Latent Failures (Vaughan Reading) — Orange Pill Wiki
CONCEPT

Latent Failures (Vaughan Reading)

Errors, weaknesses, and vulnerabilities embedded in a system but not yet manifested as visible problems — dormant until the specific conditions that trigger them arise, and accumulating invisibly in AI-augmented workflows where the reduced review and comprehension gap prevent their detection.

The concept of latent failures, developed most fully by James Reason and extended by Vaughan's framework, names the class of errors that exist within a system before any visible failure occurs. The errors are real; the system functions adequately despite them; the conditions that would reveal them have not yet been encountered.

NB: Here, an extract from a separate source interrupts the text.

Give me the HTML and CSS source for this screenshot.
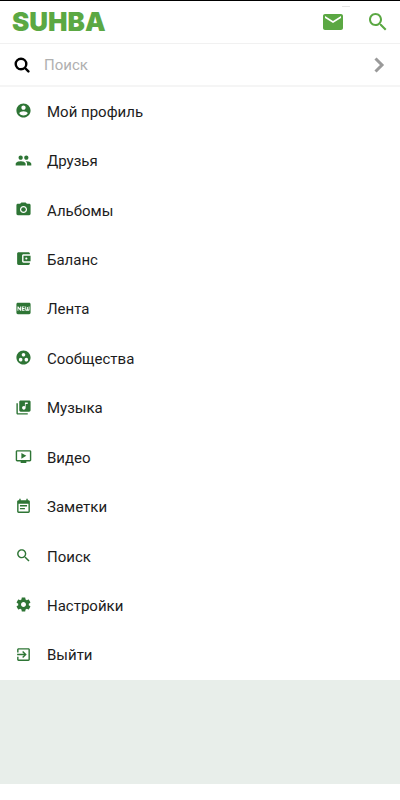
FILE: index.html
```html
<!DOCTYPE html>
<html lang="ru">
<head>
    <meta charset="UTF-8">
    <meta name="viewport" content="width=device-width, initial-scale=1.0">
    <title>SUHBA</title>
    <link rel="stylesheet" href="styles.css">
</head>
<body>
    <header class="header">
        <a href="#" class="logo">SUHBA</a>
        <div class="header-buttons">
            <button type="button" aria-label="Сообщения">
                <svg viewBox="0 0 24 24"><path d="M20 4H4c-1.1 0-1.99.9-1.99 2L2 18c0 1.1.9 2 2 2h16c1.1 0 2-.9 2-2V6c0-1.1-.9-2-2-2zm0 4l-8 5-8-5V6l8 5 8-5v2z"/></svg>
                <span class="badge"></span>
            </button>
            <button type="button" aria-label="Поиск">
                <svg viewBox="0 0 24 24"><path d="M15.5 14h-.79l-.28-.27C15.41 12.59 16 11.11 16 9.5 16 5.91 13.09 3 9.5 3S3 5.91 3 9.5 5.91 16 9.5 16c1.61 0 3.09-.59 4.23-1.57l.27.28v.79l5 4.99L20.49 19l-4.99-5zm-6 0C7.01 14 5 11.99 5 9.5S7.01 5 9.5 5 14 7.01 14 9.5 11.99 14 9.5 14z"/></svg>
            </button>
        </div>
    </header>

    <form class="search">
        <label for="search">
            <svg class="search-icon" viewBox="0 0 16 16"><circle cx="7" cy="7" r="5.3"/><path d="M11 11l3.400 3.400"/></svg>
        </label>
        <input type="text" id="search" placeholder="Поиск" aria-label="Поиск">
        <button type="submit" aria-label="Найти">
            <svg class="arrow-icon" viewBox="0 0 12 18"><path d="M2.5 2.5L9 9l-6.5 6.5"/></svg>
        </button>
    </form>

    <nav class="menu">
        <a href="#">
            <svg viewBox="0 0 24 24"><path d="M12 2C6.48 2 2 6.48 2 12s4.48 10 10 10 10-4.48 10-10S17.52 2 12 2zm0 3c1.66 0 3 1.34 3 3s-1.34 3-3 3-3-1.34-3-3 1.34-3 3-3zm0 14.2c-2.5 0-4.71-1.28-6-3.22.03-1.99 4-3.08 6-3.08 1.99 0 5.97 1.09 6 3.08-1.29 1.94-3.5 3.22-6 3.22z"/></svg>
            <span>Мой профиль</span>
        </a>
        <a href="#">
            <svg viewBox="0 0 24 24"><path d="M16 11c1.66 0 2.99-1.34 2.99-3S17.66 5 16 5c-1.66 0-3 1.34-3 3s1.34 3 3 3zm-8 0c1.66 0 2.99-1.34 2.99-3S9.66 5 8 5C6.34 5 5 6.34 5 8s1.34 3 3 3zm0 2c-2.33 0-7 1.17-7 3.5V19h14v-2.5c0-2.33-4.67-3.5-7-3.5zm8 0c-.29 0-.62.02-.97.05 1.16.84 1.97 1.97 1.97 3.45V19h6v-2.5c0-2.33-4.67-3.5-7-3.5z"/></svg>
            <span>Друзья</span>
        </a>
        <a href="#">
            <svg viewBox="0 0 24 24"><circle cx="12" cy="12" r="3.2"/><path d="M9 2L7.17 4H4c-1.1 0-2 .9-2 2v12c0 1.1.9 2 2 2h16c1.1 0 2-.9 2-2V6c0-1.1-.9-2-2-2h-3.17L15 2H9zm3 15c-2.76 0-5-2.24-5-5s2.24-5 5-5 5 2.24 5 5-2.24 5-5 5z"/></svg>
            <span>Альбомы</span>
        </a>
        <a href="#">
            <svg viewBox="0 0 24 24"><path d="M21 18v1c0 1.1-.9 2-2 2H5c-1.11 0-2-.9-2-2V5c0-1.1.89-2 2-2h14c1.1 0 2 .9 2 2v1h-9c-1.11 0-2 .9-2 2v8c0 1.1.89 2 2 2h9zm-9-2h10V8H12v8zm4-2.5c-.83 0-1.5-.67-1.5-1.5s.67-1.5 1.5-1.5 1.5.67 1.5 1.5-.67 1.5-1.5 1.5z"/></svg>
            <span>Баланс</span>
        </a>
        <a href="#">
            <svg viewBox="0 0 24 24"><path d="M20 4H4c-1.11 0-1.99.89-1.99 2L2 18c0 1.11.89 2 2 2h16c1.11 0 2-.89 2-2V6c0-1.11-.89-2-2-2zM8.5 15H7.3l-2.55-3.5V15H3.5V9h1.25l2.5 3.5V9H8.5v6zm5-4.74H11v1.12h2.5v1.26H11v1.11h2.5V15h-4V9h4v1.26zm7 3.74c0 .55-.45 1-1 1h-4c-.55 0-1-.45-1-1V9h1.25v4.51h1.13V9.99h1.25v3.51h1.12V9h1.25v5z"/></svg>
            <span>Лента</span>
        </a>
        <a href="#">
            <svg viewBox="0 0 24 24"><path d="M12 2C6.48 2 2 6.48 2 12s4.48 10 10 10 10-4.48 10-10S17.52 2 12 2zM8 17.5c-1.38 0-2.5-1.12-2.5-2.5s1.12-2.5 2.5-2.5 2.5 1.12 2.5 2.5-1.12 2.5-2.5 2.5zM9.5 8c0-1.38 1.12-2.5 2.5-2.5s2.5 1.12 2.5 2.5-1.12 2.5-2.5 2.5S9.5 9.38 9.5 8zm6.5 9.5c-1.38 0-2.5-1.12-2.5-2.5s1.12-2.5 2.5-2.5 2.5 1.12 2.5 2.5-1.12 2.5-2.5 2.5z"/></svg>
            <span>Сообщества</span>
        </a>
        <a href="#">
            <svg viewBox="0 0 24 24"><path d="M20 2H8c-1.1 0-2 .9-2 2v12c0 1.1.9 2 2 2h12c1.1 0 2-.9 2-2V4c0-1.1-.9-2-2-2zm-2 5h-3v5.5c0 1.38-1.12 2.5-2.5 2.5S10 13.88 10 12.5s1.12-2.5 2.5-2.5c.57 0 1.08.19 1.5.51V5h4v2zM4 6H2v14c0 1.1.9 2 2 2h14v-2H4V6z"/></svg>
            <span>Музыка</span>
        </a>
        <a href="#">
            <svg viewBox="0 0 24 24"><path d="M21 3H3c-1.11 0-2 .89-2 2v12c0 1.1.89 2 2 2h5v2h8v-2h5c1.1 0 1.99-.9 1.99-2L23 5c0-1.11-.9-2-2-2zm0 14H3V5h18v12zm-5-6l-7 4V7z"/></svg>
            <span>Видео</span>
        </a>
        <a href="#">
            <svg viewBox="0 0 24 24"><path d="M17 10H7v2h10v-2zm2-7h-1V1h-2v2H8V1H6v2H5c-1.11 0-1.99.9-1.99 2L3 19c0 1.1.89 2 2 2h14c1.1 0 2-.9 2-2V5c0-1.1-.9-2-2-2zm0 16H5V8h14v11zm-5-5H7v2h7v-2z"/></svg>
            <span>Заметки</span>
        </a>
        <a href="#">
            <svg viewBox="0 0 24 24"><path d="M15.5 14h-.79l-.28-.27C15.41 12.59 16 11.11 16 9.5 16 5.91 13.09 3 9.5 3S3 5.91 3 9.5 5.91 16 9.5 16c1.61 0 3.09-.59 4.23-1.57l.27.28v.79l5 4.99L20.49 19l-4.99-5zm-6 0C7.01 14 5 11.99 5 9.5S7.01 5 9.5 5 14 7.01 14 9.5 11.99 14 9.5 14z"/></svg>
            <span>Поиск</span>
        </a>
        <a href="#">
            <svg viewBox="0 0 24 24"><path d="M19.43 12.98c.04-.32.07-.64.07-.98s-.03-.66-.07-.98l2.11-1.65c.19-.15.24-.42.12-.64l-2-3.46c-.12-.22-.39-.3-.61-.22l-2.49 1c-.52-.4-1.08-.73-1.69-.98l-.38-2.65C14.46 2.18 14.25 2 14 2h-4c-.25 0-.46.18-.49.42l-.38 2.65c-.61.25-1.17.59-1.69.98l-2.49-1c-.23-.09-.49 0-.61.22l-2 3.46c-.13.22-.07.49.12.64l2.11 1.65c-.04.32-.07.65-.07.98s.03.66.07.98l-2.11 1.65c-.19.15-.24.42-.12.64l2 3.46c.12.22.39.3.61.22l2.49-1c.52.4 1.08.73 1.69.98l.38 2.65c.03.24.24.42.49.42h4c.25 0 .46-.18.49-.42l.38-2.65c.61-.25 1.17-.59 1.69-.98l2.49 1c.23.09.49 0 .61-.22l2-3.46c.12-.22.07-.49-.12-.64l-2.11-1.65zM12 15.5c-1.93 0-3.5-1.57-3.5-3.5s1.57-3.5 3.5-3.5 3.5 1.57 3.5 3.5-1.57 3.5-3.5 3.5z"/></svg>
            <span>Настройки</span>
        </a>
        <a href="#">
            <svg viewBox="0 0 24 24"><path d="M10.09 15.59L11.5 17l5-5-5-5-1.41 1.41L12.67 11H3v2h9.67l-2.58 2.59zM19 3H5c-1.11 0-2 .9-2 2v4h2V5h14v14H5v-4H3v4c0 1.1.89 2 2 2h14c1.1 0 2-.9 2-2V5c0-1.1-.9-2-2-2z"/></svg>
            <span>Выйти</span>
        </a>
    </nav>

    <div class="page-bottom"></div>
</body>
</html>
```
FILE: styles.css
```css
* {
    box-sizing: border-box;
}
body {
    font-family: Roboto, Arial, sans-serif;
    font-size: 15px;
    background-color: #fff;
    color: #1c1c1c;
    margin: 0;
    padding-bottom: 16px;
    min-height: 100vh;
    display: flex;
    flex-direction: column;
    border-top: 1px solid #000;
}
button {
    display: flex;
    background: none;
    border: none;
    padding: 0;
    cursor: pointer;
}
svg {
    display: block;
    fill: currentColor;
}

/* Header */
.header {
    display: flex;
    justify-content: space-between;
    align-items: center;
    height: 43px;
    padding: 0 10px 0 12px;
    border-bottom: 1px solid #f1f1f1;
}
.logo {
    font-family: Inter, Arial, sans-serif;
    font-size: 26px;
    font-weight: 900;
    line-height: 42px;
    color: #5ba843;
    text-decoration: none;
}
.header-buttons {
    display: flex;
    gap: 21px;
}
.header-buttons button {
    position: relative;
    color: #5ba843;
}
.header-buttons svg {
    width: 24px;
    height: 24px;
}
.badge {
    position: absolute;
    top: -4px;
    right: -5px;
    width: 8px;
    height: 1px;
    background-color: #e4e4e4;
}

/* Search */
.search {
    display: flex;
    align-items: center;
    height: 43px;
    padding: 0 15px 0 14px;
    border-bottom: 2px solid #f5f5f5;
}
.search input {
    flex: 1;
    min-width: 0;
    border: none;
    outline: none;
    padding: 0 14px;
    font-family: inherit;
    font-size: 15px;
    background: none;
}
.search input::placeholder {
    color: #b0b0b0;
}
.search button {
    color: #9a9a9a;
}
.search-icon {
    width: 16px;
    height: 16px;
    fill: none;
    stroke: #000;
    stroke-width: 2.4;
    stroke-linecap: round;
}
.arrow-icon {
    width: 12px;
    height: 18px;
    fill: none;
    stroke: currentColor;
    stroke-width: 3;
}

/* Menu */
.menu {
    flex: 1;
    display: flex;
    flex-direction: column;
}
.menu a {
    flex: 1;
    display: flex;
    align-items: center;
    gap: 15px;
    min-height: 40px;
    padding: 0 15px;
    color: #1c1c1c;
    text-decoration: none;
}
.menu svg {
    width: 17px;
    height: 17px;
    margin-bottom: 2px;
    color: #2e7535;
}

.page-bottom {
    height: 104px;
    background-color: #e8eeea;
}
```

In AI-augmented work, latent failures accumulate through the specific mechanisms Vaughan's framework identifies: reduced review that fails to detect surface anomalies, opacity that hides reasoning-level errors, comprehension gaps that leave practitioners unable to evaluate substance, and production pressure that rewards speed over thoroughness.

In the AI Story

Hedcut illustration for Latent Failures (Vaughan Reading)
Latent Failures (Vaughan Reading)

Latent failures are the structural counterpart of normalized deviance at the technical level. Where normalized deviance describes how standards drift, latent failures describe what accumulates in the gap between drifted standards and the conditions they were designed to meet. The O-ring erosion on flights two through twenty-four was a latent failure — real damage to the sealing mechanism, visible in the engineering reports, but not producing a catastrophic outcome under the conditions those flights encountered.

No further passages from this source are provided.